A 2005 report by Human Rights Watch detailed the group’s cult-like control over its members and a record of human rights violations designed to severely punish dissidents or would-be deserters.

But Cotton and the MEK share a common agenda when it comes to the nuclear negotiations with Iran. In a controversial video appearance from her Paris headquarters before the House Foreign Affairs subcommittee on counterterrorism last week, the group’s co-leader, Maryam Rajavi, recommended that the best way to defeat the Islamic State in Syria and Iraq was to pursue regime change in Iran. And, in January, Cotton, a protégé of Bill Kristol of the Emergency Committee for Israel, told an audience at the Heritage Foundation:

Certain voices call for congressional restraint urging Congress not to act now, lest Iran walk away from the negotiating table, undermining the fabled yet always absent moderates in Iran. But the end of these negotiations isn’t an unintended consequence of congressional action. It is very much an intended consequence — a feature, not a bug.

Neither Cotton nor the MEK, in other words, thinks there should be any negotiations with the Iranian government.

It appears that Cotton, who has quickly displaced Lindsey Graham as the Senate’s most hawkish member, has decided that it is necessary – perhaps even politically desirable – to make common cause with a group that has committed serious human rights abuses, allied itself for some two decades with Saddam Hussein, and carried out terrorist acts, including against U.S. citizens and servicemen – all in the interests of sabotaging an Iran nuclear agreement.

As Rajavi herself might say, “Quel enfant terrible.”

Eli Clifton

Eli Clifton reports on money in politics and US foreign policy.
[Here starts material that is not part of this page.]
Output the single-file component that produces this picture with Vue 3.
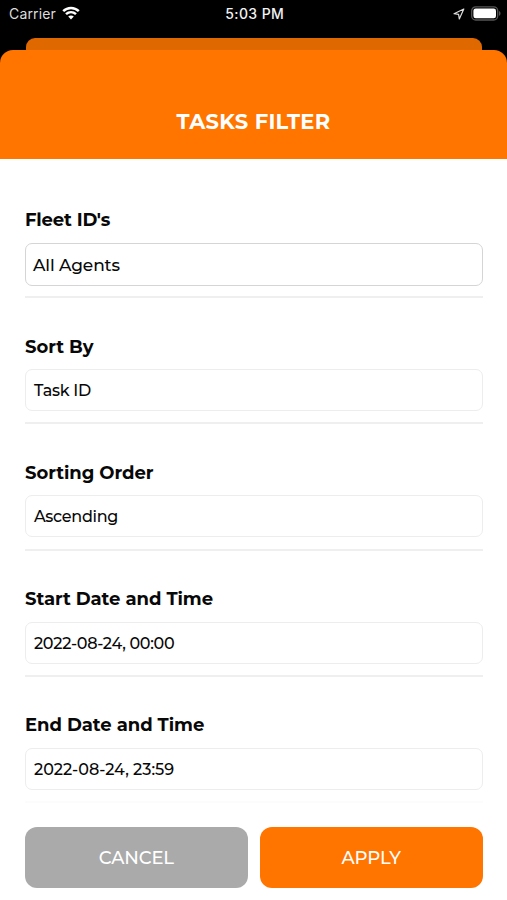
<script setup>
const fields = [
  { id: 'fleet', label: "Fleet ID's", value: 'All Agents' },
  { id: 'sort', label: 'Sort By', value: 'Task ID' },
  { id: 'order', label: 'Sorting Order', value: 'Ascending' },
  { id: 'start', label: 'Start Date and Time', value: '2022-08-24, 00:00' },
  { id: 'end', label: 'End Date and Time', value: '2022-08-24, 23:59' }
]
</script>

<template>
  <div class="screen">
    <div class="status">
      <div class="carrier">
        <span>Carrier</span>
        <svg class="wifi" viewBox="0 0 18 14" width="18" height="14">
          <path d="M1.2 5.2C5.6.9 12.4.9 16.8 5.2" />
          <path d="M4 8.2c2.9-2.7 7.1-2.7 10 0" />
          <path class="dot" d="M9 13.4 6.2 10.6c1.6-1.4 4-1.4 5.6 0z" />
        </svg>
      </div>
      <div class="clock">5:03 PM</div>
      <div class="indicators">
        <svg class="location" viewBox="0 0 12 12" width="12" height="12">
          <path d="M10.8 1 1 5.7l4.6.6.7 4.6z" />
        </svg>
        <svg viewBox="0 0 30 15" width="30" height="15">
          <rect class="shell" x=".7" y=".8" width="26" height="13.2" rx="4" />
          <rect class="charge" x="2.4" y="2.5" width="22.6" height="9.8" rx="2.3" />
          <path class="tip" d="M28 5c2 .8 2 4 0 4.8z" />
        </svg>
      </div>
    </div>
    <div class="back-card"></div>
    <header class="header"><h1>TASKS FILTER</h1></header>
    <main class="form">
      <section v-for="f in fields" :key="f.id" class="field" :class="f.id">
        <label>{{ f.label }}</label>
        <div class="box"><span>{{ f.value }}</span></div>
        <div class="rule"></div>
      </section>
    </main>
    <footer class="actions">
      <button class="cancel">CANCEL</button>
      <button class="apply">APPLY</button>
    </footer>
  </div>
</template>

<style>
body { background: #fff; }
</style>

<style scoped>
.screen {
  width: 507px;
  height: 900px;
  overflow: hidden;
  display: flex;
  flex-direction: column;
  background: linear-gradient(#000 0 80px, #fff 80px);
  color: #080808;
  font-family: Montserrat, Inter, sans-serif;
}
.status {
  height: 38px;
  flex: none;
  display: grid;
  grid-template-columns: 1fr auto 1fr;
  align-items: start;
  padding: 4px 6.5px 0 9px;
  box-sizing: border-box;
  color: #f2f2f2;
  font-family: Inter, sans-serif;
  font-size: 14px;
  line-height: 20px;
}
.carrier { display: flex; gap: 6px; color: #ddd; letter-spacing: 0.15px; }
.carrier span { width: 47px; white-space: nowrap; }
.wifi { margin-top: 2px; fill: none; stroke: #fff; stroke-width: 2.5; }
.wifi .dot { fill: #fff; stroke: none; }
.clock { font-weight: 500; letter-spacing: 0.4px; }
.indicators { display: flex; justify-content: flex-end; gap: 6px; padding-top: 2px; }
.location { margin-top: 2px; fill: none; stroke: #ddd; stroke-width: 1.2; stroke-linejoin: round; }
.shell { fill: #000; stroke: #555; stroke-width: 1.3; }
.charge { fill: #fff; }
.tip { fill: #555; }
.back-card {
  flex: none;
  height: 12px;
  margin: 0 25px 0 26px;
  border-radius: 9px 9px 0 0;
  background: #df6800;
}
.header {
  flex: none;
  height: 109.4px;
  box-sizing: border-box;
  padding-top: 58px;
  border-radius: 13px 13px 0 0;
  background: #ff7500;
  text-align: center;
}
h1 { margin: 0; color: #fff; font-size: 21px; line-height: 28px; font-weight: 700; letter-spacing: 0.3px; }
.form { flex: none; padding: 12.3px 24.5px 0 25px; }
.field { height: 126.25px; padding-top: 37.8px; box-sizing: border-box; }
label { display: block; height: 22px; line-height: 22px; font-size: 18px; font-weight: 700; white-space: nowrap; letter-spacing: -0.05px; }
.fleet label { letter-spacing: -0.15px; }
.box {
  height: 42px;
  margin-top: 11.5px;
  margin-bottom: 11.2px;
  box-sizing: border-box;
  display: flex;
  align-items: center;
  padding-left: 8px;
  border: 1px solid #ededed;
  border-radius: 7px;
  font-size: 16px;
  font-weight: 500;
  letter-spacing: -0.28px;
}
.start .box, .end .box { padding-top: 1px; }
.start .box { letter-spacing: -0.3px; }
.end .box { letter-spacing: 0; }
.fleet .box { height: 43px; margin-bottom: 10.2px; padding-top: 1px; padding-left: 7px; border-color: #d5d5d5; font-size: 17px; letter-spacing: -0.12px; }
.rule { height: 2px; background: #efefef; }
.end .rule { background: #fcfcfc; }
.actions { flex: none; display: grid; grid-template-columns: 1fr 1fr; gap: 12px; padding: 24px 24.5px 0 25px; }
button {
  height: 61px;
  border: 0;
  padding: 2px 0 0;
  border-radius: 12px;
  color: #fff;
  font: 500 18px/24px Montserrat, Inter, sans-serif;
  letter-spacing: -0.15px;
}
.cancel { background: #aaa; }
.apply { background: #ff7500; }
</style>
He is a co-founder of the Quincy Institute for Responsible Statecraft. Eli previously reported for the American Independent News Network, ThinkProgress, and Inter Press Service.

SHOW 8 COMMENTS

8 Comments

  1. Reading Clifton’s piece, I am reminded of the old adage, “if you don’t like the message, shoot the messenger.” By regurgitating stale and repeatedly debunked allegations against the MEK, Clifton is in essence parroting Iran’s lobby inside the Beltway that the U.S. should appease Iran into abandoning its nuclear weapons program, its nefarious meddling in Iraq and its dreams of establishing a Shiite Caliphate. The problem is that the regime cannot backtrack, because as it supreme leader said, one step back would mean retreating until the Islamic Republic is overthrown. No one says negotiations are bad. The problem is how can you trust a regime that has been engaged in denial, duplicity and deception for 30 years? And one last thing, the Iranian regime has more blood of Americans on its hands than even Al Qaeda. That has not stopped the administration from sitting on the table with its officials. Does anyone see the hypocrisy of Clifton’s polemic?

  2. I’m not sure what the big deal is about MEK. I mean everyone here seems to be supportive of negotiating with Iran which itself is the State Dept. terror sponsor list and was responsible for directly killing American personnel during the Iraq war through IEDs supplied by Iran. It’s the same thing with Cuba, a nation almost a poster child for terror and civil wars, but now on the verge of being a tourist attraction. We also let corporations engaged in terrible misdeeds that kill people and destroy the environment operate openly and engage paid lobbyists and make billions in campaign contributions. And yet, we’re going to town on the MEK and Tom Cotton for being cozy and making contributions? If that isn’t a double standard, I’m not sure what is. Heck, we even allow the PLO and Hamas to participate in lobbying efforts and we know the Israel lobby raises a stink about that. Funny how everyone seems to share the same approach when it comes to opposing people on the opposite side of their views.

  3. Barbara’s got a point.

    I think the real problem with supporting the People’s Mojahedin Organization of Iran (to give it its correct name–MEK? means suck! in Persian.) is not its terrorist past. It’s that it is overwhelmingly hated and despised by the Iranian people and has absolutely no support inside the country. This is made clearest by the 2009 demonstrations–not a shred of support to the Rajavi Cult, not even a single pro-Rajavi slogan daubed on a single wall. It is a bizarre totalitarian cult which collaborated with Saddam during and even after the brutal war with Iraq (I cannot post links here, but google Rajavi Saddam and go to “videos” and you’ll see what I mean). And yet it is given these pompous titles of “government in exile” and “leader of the opposition” by its lavishly-paid supporters!

    So this cult represents nothing and nobody in Iran and recognizing and supporting it is a poke in the eye the Iranian government when you’re trying to negotiate with it, with absolutely nothing to show for it. At least when the US poked the Soviets in they eye even during the course of detente, it has some nominal strategic purpose. Supporting this ridiculous cult has no conceivable purpose.